Uno studio del Parlamento europeo denuncia il fallimento delle politiche di contrasto al commercio di droga, la corruzione dilagante e il rischio di allargamento delle tensioni in Pakistan
L’Europa e i paesi dell’Ue impegnati in Afghanistan devono continuare a garantire presenza e assistenza nel territorio anche dopo il 2014, quando scadrà il mandato della missione Isaf della Nato. Lo ha detto più volte il presidente della stessa alleanza atlantica, Anders Fogh Rasmussen, e adesso lo ribadisce anche il Servizio di ricerca del Parlamento europeo in uno studio realizzato a gennaio 2014. L’analisi si concentra in verità sull’andamento del mercato dell’oppio, una delle principali fonti economiche del paese asiatico, ma la conclusione dello studio parla chiaro: se le forze internazionali se ne vanno, si rischia una guerra per l’oppio che potrebbe riportare nel caos l’Afghanistan e l’intera regione. “Dopo la partenza delle truppe straniere una guerra regionale per il controllo dell’oppio è possibile se Afghanistan e Pakistan iniziano una lotta per il commercio dell’oppio attraverso il confine”. La situazione messa in luce dallo studio del Servizio ricerca del Parlamento europeo è di quelle davvero delicate. “Il commercio della droga potrebbe alimentare il conflitto negli anni a venire”. Ciò perché il mercato della droga in generale e dell’oppio in particolare “sta crescendo in dimensioni e influenza” e si corre il rischio di “tramutare” quello che una volta era il conflitto tra talebani e resto della popolazione in “un conflitto tra interessi di droga”.
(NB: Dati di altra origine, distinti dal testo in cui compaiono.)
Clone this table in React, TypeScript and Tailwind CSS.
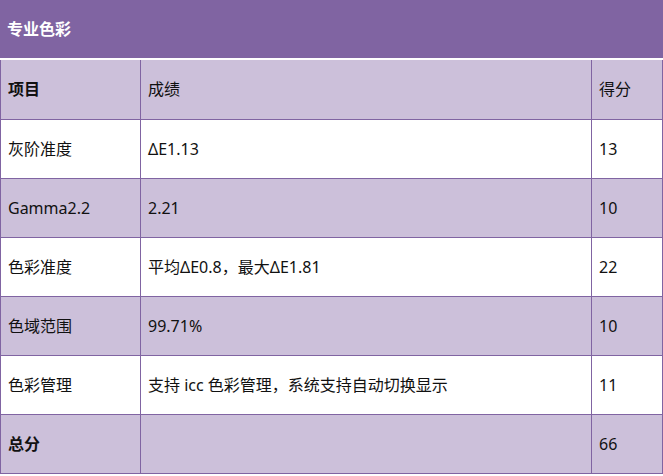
const rows = [
  { item: "灰阶准度", result: "ΔE1.13", score: "13", shade: false },
  { item: "Gamma2.2", result: "2.21", score: "10", shade: true },
  { item: "色彩准度", result: "平均ΔE0.8，最大ΔE1.81", score: "22", shade: false },
  { item: "色域范围", result: "99.71%", score: "10", shade: true },
  { item: "色彩管理", result: "支持 icc 色彩管理，系统支持自动切换显示", score: "11", shade: false },
];

const cell = "border border-[#8064a2] px-[7px] text-left align-middle";

export default function App() {
  return (
    <div
      className="w-[663px] h-[476px] bg-white text-[16px] text-[#111]"
      style={{ fontFamily: '"Noto Sans", "Noto Sans CJK SC", sans-serif' }}
    >
      <div className="h-[58px] bg-[#8064a2] flex items-center px-[7px] text-white font-bold">
        专业色彩
      </div>
      <div className="h-[2px]" />
      <table className="w-[662px] border-collapse table-fixed">
        <colgroup>
          <col className="w-[140px]" />
          <col className="w-[451px]" />
          <col className="w-[71px]" />
        </colgroup>
        <tbody>
          <tr className="h-[59px] bg-[#ccc0da]">
            <th className={`${cell} border-t-0 font-bold`}>项目</th>
            <th className={`${cell} border-t-0 font-normal`}>成绩</th>
            <th className={`${cell} border-t-0 font-normal`}>得分</th>
          </tr>
          {rows.map((r) => (
            <tr key={r.item} className={r.shade ? "h-[59px] bg-[#ccc0da]" : "h-[59px] bg-white"}>
              <td className={cell}>{r.item}</td>
              <td className={cell}>{r.result}</td>
              <td className={cell}>{r.score}</td>
            </tr>
          ))}
          <tr className="h-[59px] bg-[#ccc0da]">
            <td className={`${cell} font-bold`}>总分</td>
            <td className={cell}></td>
            <td className={cell}>66</td>
          </tr>
        </tbody>
      </table>
    </div>
  );
}
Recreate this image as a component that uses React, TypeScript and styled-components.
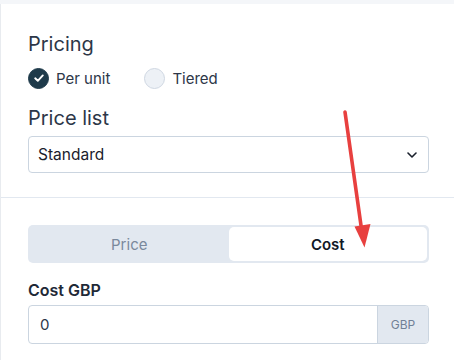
import React from "react";
import styled, { createGlobalStyle } from "styled-components";

const Global = createGlobalStyle`
  html, body { margin: 0; padding: 0; background: #f4f6f9; }
  body { font-family: Inter, "Noto Sans", sans-serif; color: #2d3748; }
  * { box-sizing: border-box; }
`;

const Page = styled.div`
  position: relative;
  width: 454px;
  height: 360px;
  padding-top: 4px;
  overflow: hidden;
`;

const Panel = styled.div`
  background: #ffffff;
  border-left: 1px solid #e8ebef;
  height: 356px;
`;

const Section = styled.section<{ $top: number; $bottom: number; $divider?: boolean }>`
  padding: ${(p) => p.$top}px 25px ${(p) => p.$bottom}px 27px;
  border-bottom: ${(p) => (p.$divider ? "1px solid #e2e8f0" : "none")};
`;

const Heading = styled.div<{ $mt?: number }>`
  font-size: 20px;
  line-height: 24px;
  font-weight: 400;
  color: #2d3748;
  margin-top: ${(p) => p.$mt ?? 0}px;
`;

const RadioRow = styled.div`
  display: flex;
  align-items: center;
  height: 22px;
  margin-top: 11px;
  gap: 34px;
`;

const RadioOption = styled.label`
  display: flex;
  align-items: center;
  gap: 7px;
  font-size: 15px;
  color: #2d3748;
`;

const RadioDot = styled.span<{ $checked?: boolean }>`
  width: 21px;
  height: 21px;
  border-radius: 50%;
  display: inline-flex;
  align-items: center;
  justify-content: center;
  background: ${(p) => (p.$checked ? "#1e3a4a" : "#edf1f6")};
  border: 1px solid ${(p) => (p.$checked ? "#1e3a4a" : "#cfd7e2")};
`;

const Select = styled.div`
  margin-top: 6px;
  height: 37px;
  border: 1px solid #cbd5e0;
  border-radius: 4px;
  display: flex;
  align-items: center;
  justify-content: space-between;
  padding: 0 11px 0 9px;
  font-size: 15.5px;
  color: #1a202c;
`;

const Segmented = styled.div`
  display: grid;
  grid-template-columns: 1fr 1fr;
  height: 38px;
  padding: 2px;
  background: #e2e8f0;
  border-radius: 5px;
`;

const Segment = styled.div<{ $active?: boolean }>`
  display: flex;
  align-items: center;
  justify-content: center;
  font-size: 15px;
  border-radius: 5px;
  background: ${(p) => (p.$active ? "#ffffff" : "transparent")};
  color: ${(p) => (p.$active ? "#111827" : "#7a889c")};
  font-weight: ${(p) => (p.$active ? 600 : 400)};
`;

const FieldLabel = styled.div`
  margin-top: 17px;
  font-size: 16px;
  line-height: 20px;
  font-weight: 600;
  color: #1f2937;
`;

const InputGroup = styled.div`
  margin-top: 5px;
  height: 39px;
  display: flex;
  border: 1px solid #cbd5e0;
  border-radius: 4px;
  overflow: hidden;
`;

const InputText = styled.div`
  flex: 1;
  display: flex;
  align-items: center;
  padding-left: 11px;
  font-size: 15px;
  color: #2d3748;
`;

const Addon = styled.div`
  width: 51px;
  display: flex;
  align-items: center;
  justify-content: center;
  background: #e2e8f0;
  border-left: 1px solid #cbd5e0;
  font-size: 12px;
  color: #718096;
`;

const ArrowLayer = styled.svg`
  position: absolute;
  left: 0;
  top: 0;
  pointer-events: none;
`;

export default function App() {
  return (
    <>
      <Global />
      <Page>
        <Panel>
          <Section $top={28} $bottom={24} $divider>
            <Heading>Pricing</Heading>
            <RadioRow>
              <RadioOption>
                <RadioDot $checked>
                  <svg width="12" height="12" viewBox="0 0 12 12">
                    <polyline points="2.2,6.3 4.8,8.8 9.8,3.4" fill="none" stroke="#fff" strokeWidth="1.9" strokeLinecap="round" strokeLinejoin="round" />
                  </svg>
                </RadioDot>
                Per unit
              </RadioOption>
              <RadioOption>
                <RadioDot />
                Tiered
              </RadioOption>
            </RadioRow>
            <Heading $mt={17}>Price list</Heading>
            <Select>
              <span>Standard</span>
              <svg width="10" height="6" viewBox="0 0 10 6">
                <polyline points="1,1 5,5 9,1" fill="none" stroke="#1a202c" strokeWidth="1.6" strokeLinecap="round" strokeLinejoin="round" />
              </svg>
            </Select>
          </Section>
          <Section $top={27} $bottom={0}>
            <Segmented>
              <Segment>Price</Segment>
              <Segment $active>Cost</Segment>
            </Segmented>
            <FieldLabel>Cost GBP</FieldLabel>
            <InputGroup>
              <InputText>0</InputText>
              <Addon>GBP</Addon>
            </InputGroup>
          </Section>
        </Panel>
        <ArrowLayer width="454" height="360" viewBox="0 0 454 360">
          <line x1="345" y1="112" x2="361.5" y2="229" stroke="#e8403f" strokeWidth="3.6" strokeLinecap="round" />
          <polygon points="364.5,247.5 354.5,226.5 370.5,224" fill="#e8403f" />
        </ArrowLayer>
      </Page>
    </>
  );
}
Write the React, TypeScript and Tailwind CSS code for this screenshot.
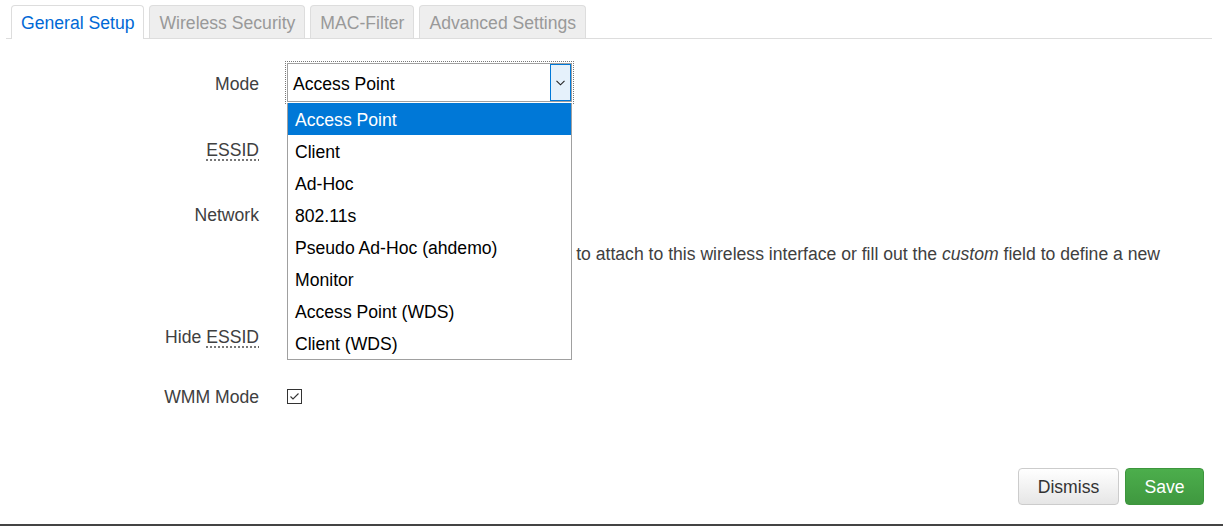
import React from 'react';

const tabs = ['General Setup', 'Wireless Security', 'MAC-Filter', 'Advanced Settings'];

const modes = [
  'Access Point',
  'Client',
  'Ad-Hoc',
  '802.11s',
  'Pseudo Ad-Hoc (ahdemo)',
  'Monitor',
  'Access Point (WDS)',
  'Client (WDS)',
];

function CheckBox({ checked }: { checked: boolean }) {
  return (
    <svg width="15" height="15" viewBox="0 0 15 15" className="block">
      <rect x="0.5" y="0.5" width="14" height="14" fill="#fff" stroke="#333" />
      {checked && <polyline points="3.5,7.5 6,10 11.5,4.5" fill="none" stroke="#333" strokeWidth="1.1" />}
    </svg>
  );
}

function Label({ children }: { children: React.ReactNode }) {
  return <div className="w-[259px] shrink-0 pt-[2px] text-right">{children}</div>;
}

export default function App() {
  return (
    <div className="relative w-[1223px] h-[526px] overflow-hidden bg-white border-b-2 border-[#444] font-['Liberation_Sans',Arial,sans-serif] text-[17.6px] leading-[20px] text-[#404040]">
      {/* tabs */}
      <div className="pt-[5px] pl-[6px]">
        <ul className="flex items-start gap-[5px] w-[1206px] h-[34px] border-b border-[#ddd] pl-[5px]">
          {tabs.map((t, i) =>
            i === 0 ? (
              <li key={t} className="h-[34px] px-[9px] pt-[7px] bg-white border-x border-t border-[#ddd] rounded-t-[4px] text-[#0069d6]">
                {t}
              </li>
            ) : (
              <li key={t} className="h-[33px] px-[9px] pt-[7px] bg-[#eee] border-x border-t border-[#ddd] rounded-t-[4px] text-[#999]">
                {t}
              </li>
            )
          )}
        </ul>
      </div>

      {/* form */}
      <div className="mt-[24px]">
        <div className="flex items-center h-[39px]">
          <Label>Mode</Label>
          <div className="ml-[28px] outline-1 outline-dotted outline-[#777] outline-offset-[1px]">
            <div className="flex items-center w-[285px] h-[39px] border border-[#a0a0a0] bg-white text-black">
              <span className="flex-1 pl-[5px] pt-[2px]">Access Point</span>
              <span className="flex items-center justify-center w-[21px] h-full border border-[#0078d7] bg-[#e5f1fb]">
                <svg width="9" height="6" viewBox="0 0 9 6">
                  <polyline points="0.5,0.8 4.5,4.8 8.5,0.8" fill="none" stroke="#222" strokeWidth="1.1" />
                </svg>
              </span>
            </div>
          </div>
        </div>

        <div className="flex items-center h-[32px] mt-[31px]">
          <Label>
            <span className="underline decoration-dotted decoration-[#666] underline-offset-[4px]">ESSID</span>
          </Label>
          <div className="ml-[28px] w-[285px] h-[32px] border border-[#ccc]" />
        </div>

        <div className="flex items-center h-[37px] mt-[30px]">
          <Label>Network</Label>
          <div className="ml-[28px] w-[285px] h-[37px] border border-[#ccc]" />
        </div>

        <div className="flex mt-[11px]">
          <div className="w-[259px] shrink-0" />
          <div className="ml-[28px] w-[910px] pl-[32px] leading-[23px]">
            Choose the network(s) you want to attach to this wireless interface or fill out the <em>custom</em> field to define a new network.
          </div>
        </div>

        <div className="flex items-center h-[30px] mt-[32px]">
          <Label>
            Hide <span className="underline decoration-dotted decoration-[#666] underline-offset-[4px]">ESSID</span>
          </Label>
          <div className="ml-[28px]">
            <CheckBox checked={false} />
          </div>
        </div>

        <div className="flex items-center h-[30px] mt-[30px]">
          <Label>WMM Mode</Label>
          <div className="ml-[28px]">
            <CheckBox checked={true} />
          </div>
        </div>

        <div className="flex justify-end gap-[6px] pr-[19px] mt-[57px]">
          <button className="w-[101px] h-[37px] rounded-[4px] border border-[#ccc] bg-gradient-to-b from-white to-[#e6e6e6] text-[#333]">
            Dismiss
          </button>
          <button className="w-[79px] h-[37px] rounded-[4px] border border-[#3d963d] bg-gradient-to-b from-[#4cae4c] to-[#3f983f] text-white">
            Save
          </button>
        </div>
      </div>

      {/* open select list */}
      <ul className="absolute left-[287px] top-[103px] w-[285px] border border-t-0 border-[#a0a0a0] bg-white text-black z-10">
        {modes.map((m, i) => (
          <li
            key={m}
            className={
              i === 0
                ? 'h-[32px] pl-[7px] pt-[2px] flex items-center bg-[#0078d7] text-white'
                : 'h-[32px] pl-[7px] pt-[2px] flex items-center'
            }
          >
            {m}
          </li>
        ))}
      </ul>
    </div>
  );
}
Siamo dunque di fronte alla possibilità che l’allarme lanciato dall’Ue già da diversi anni fa si trasformi in realtà. Nella strategia 2007-2013 per l’Afghanistan, l’Unione europea avvertiva che lo stato era a serio rischio “cattura” da parte degli interesse legati alla droga, e che servivano programmi di sviluppo rurale per alimentare nuove forme alternative di economia. Il problema è niente ha funzionato. Lo studio rileva come dal 2003 (due anni dopo il primo attacco angl-statunitense) le coltivazioni di oppio siano quasi raddoppiate, passando da piantagioni estese su un superficie complessiva di 80.000 ettari a coltivazioni per 154.000 ettari nel 2012. “Nell’ultimo decennio la produzione di oppio è aumentata e ogni tentativo di sostituirla ha prodotto pochi risultati o addirittura risultati controproducenti”. Sembra infatti che se da una parte le attività condotte dall’Isaf abbiano abbattuto il numero di trafficanti di droga (ma non la produzione), dall’altra le attività gestite dallo stato siano diventate “un veicolo di corruzione”. Le autorità afghane avrebbero imposto ‘il pizzo’ ai proprietari delle coltivazioni obbligandoli a pagare perchè non le distruggessero. Addirittura sembra che in alcuni casi la popolazione civile si sia rivolta ai talebani per proteggersi dalle minacce dei rappresentanti dei governi centrale e locali.
Le forze internazionali, e quindi anche l’Ue, devono restare in Afghanistan. Attualmente sono ventisei i paesi dell’Ue impegnati con uomini e mezzi nella missione Isaf della Nato. A partire dal 2015, secondo i piani dell’Alleanza atlantica, dovrebbero rimanere sicuramente Germania e Italia (con compito di gestione, rispettavimante, a nord e ovest), ma il governo afghano ancora non ha firmato l’accordo che estende la presenza di truppe straniere nel territorio. Bruxelles intanto lancia l’allarme.